If I do end up travelling further along in my reo journey it won't be because I'm trying to prove something to myself. It will be because I want to. It will not be motivated by guilt or a feeling that if I was just a bit better I would be good enough for some amorphous, unknown prize or tick of approval from the Tikanga Cops. If I never learn another waiata, whakataukī or kupu Māori it won't make me any less Māori. Buzzy, eh?

The plastic Māori doll that is pictured above was one that I bought from a tourist shop that sells those kinds of things, I think because I saw myself in her. There she is in her little outfit that she's maybe not that comfortable in, eyes cast sideways as if looking for an escape, very clearly a Caucasian face cast in brown plastic - so not one thing nor the other, a plastic tiki at her throat, eyebrows far too thin because she lived through the tweezeriffic 90s (okay, maybe not that last one).

But I'm not a plastic Māori.

I'm whatever kind of Māori or Moata I feel like being. And that's okay. In fact, it's fucking great.

Shout outs to

  • This shitty racist government for forcing me to think about these things/galvanising me in a way that Tangata Tiriti real ones never could.
  • The person on BlueSky who suggested Aho/Beams to me as an addition to my Matariki playlist which is how I happened upon it in the first place. It's currently my fave waiata and on high-rotate
  • Isaac Martyn for his excellent one-man show, He Māori, which I saw recently and almost certainly helped nudge some of the above epiphanies into being - seeing yourself reflected in theatre - it's a somewhat novel experience!

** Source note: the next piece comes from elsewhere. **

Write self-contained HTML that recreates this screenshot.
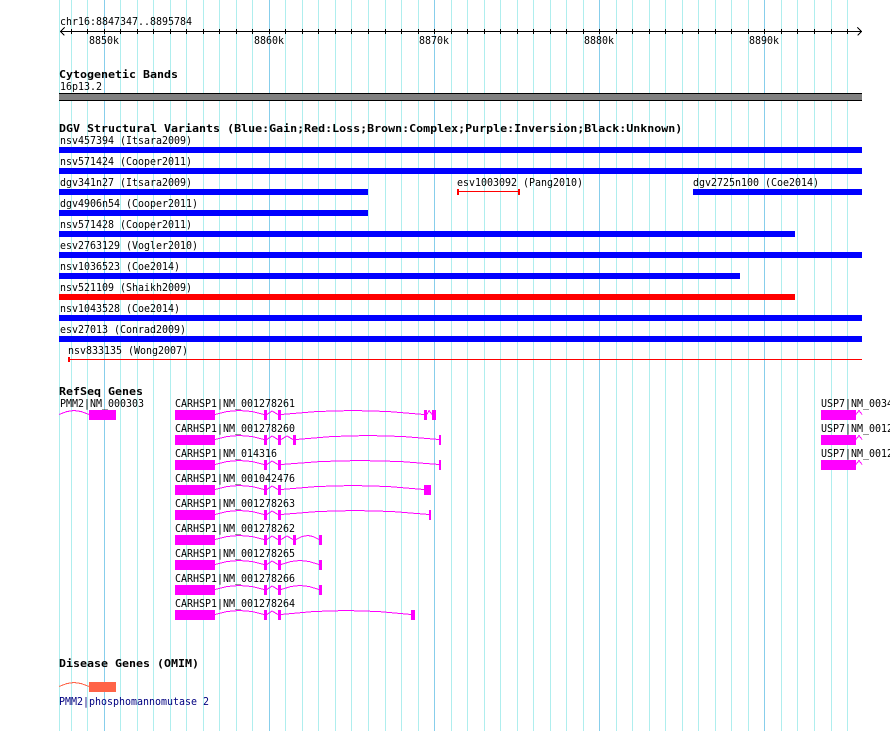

1 There's a great book about the benefits of walking that includes the brilliant way it gets your brain going called The Lost Art of Walking by Geoff Nicholson

2 I started out thinking I would learn the reo version of Sway by Bic Runga but it was way more fiddly with the lyrics than I thought it would be so pivoted to something easier (and importantly, did not tell myself off for doing so). Respect to Scotty Morrison for the reo translation of Coddington's original song - it really works.